**Exercise goal**. Skip all pictures, then print the remaining material exactly.

─── Provided data ───

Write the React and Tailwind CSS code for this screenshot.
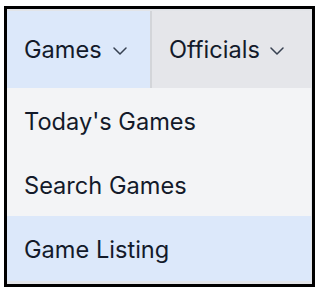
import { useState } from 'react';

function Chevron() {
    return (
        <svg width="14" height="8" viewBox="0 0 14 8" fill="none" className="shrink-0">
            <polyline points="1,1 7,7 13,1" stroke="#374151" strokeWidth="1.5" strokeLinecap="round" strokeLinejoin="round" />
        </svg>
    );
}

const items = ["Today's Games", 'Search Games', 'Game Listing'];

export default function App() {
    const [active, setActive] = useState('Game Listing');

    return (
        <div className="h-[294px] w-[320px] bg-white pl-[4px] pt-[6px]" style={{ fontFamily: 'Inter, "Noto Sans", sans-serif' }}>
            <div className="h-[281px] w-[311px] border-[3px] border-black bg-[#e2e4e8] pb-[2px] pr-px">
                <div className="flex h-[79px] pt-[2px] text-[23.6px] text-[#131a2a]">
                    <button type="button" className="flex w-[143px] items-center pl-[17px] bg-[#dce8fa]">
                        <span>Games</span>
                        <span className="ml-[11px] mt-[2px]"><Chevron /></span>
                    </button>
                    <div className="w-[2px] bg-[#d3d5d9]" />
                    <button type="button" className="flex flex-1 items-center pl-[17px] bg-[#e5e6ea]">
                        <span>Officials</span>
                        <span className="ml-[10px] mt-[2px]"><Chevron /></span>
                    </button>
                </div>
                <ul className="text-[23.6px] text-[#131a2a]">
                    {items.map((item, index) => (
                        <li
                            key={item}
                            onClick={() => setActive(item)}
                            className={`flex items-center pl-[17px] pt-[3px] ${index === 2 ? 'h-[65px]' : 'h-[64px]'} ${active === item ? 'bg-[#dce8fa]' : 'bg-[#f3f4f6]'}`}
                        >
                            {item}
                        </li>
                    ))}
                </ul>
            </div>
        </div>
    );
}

───

**Worked answer**.
Write the React and Tailwind CSS code for this screenshot.
import { useState } from 'react';

function Chevron() {
    return (
        <svg width="14" height="8" viewBox="0 0 14 8" fill="none" className="shrink-0">
            <polyline points="1,1 7,7 13,1" stroke="#374151" strokeWidth="1.5" strokeLinecap="round" strokeLinejoin="round" />
        </svg>
    );
}

const items = ["Today's Games", 'Search Games', 'Game Listing'];

export default function App() {
    const [active, setActive] = useState('Game Listing');

    return (
        <div className="h-[294px] w-[320px] bg-white pl-[4px] pt-[6px]" style={{ fontFamily: 'Inter, "Noto Sans", sans-serif' }}>
            <div className="h-[281px] w-[311px] border-[3px] border-black bg-[#e2e4e8] pb-[2px] pr-px">
                <div className="flex h-[79px] pt-[2px] text-[23.6px] text-[#131a2a]">
                    <button type="button" className="flex w-[143px] items-center pl-[17px] bg-[#dce8fa]">
                        <span>Games</span>
                        <span className="ml-[11px] mt-[2px]"><Chevron /></span>
                    </button>
                    <div className="w-[2px] bg-[#d3d5d9]" />
                    <button type="button" className="flex flex-1 items-center pl-[17px] bg-[#e5e6ea]">
                        <span>Officials</span>
                        <span className="ml-[10px] mt-[2px]"><Chevron /></span>
                    </button>
                </div>
                <ul className="text-[23.6px] text-[#131a2a]">
                    {items.map((item, index) => (
                        <li
                            key={item}
                            onClick={() => setActive(item)}
                            className={`flex items-center pl-[17px] pt-[3px] ${index === 2 ? 'h-[65px]' : 'h-[64px]'} ${active === item ? 'bg-[#dce8fa]' : 'bg-[#f3f4f6]'}`}
                        >
                            {item}
                        </li>
                    ))}
                </ul>
            </div>
        </div>
    );
}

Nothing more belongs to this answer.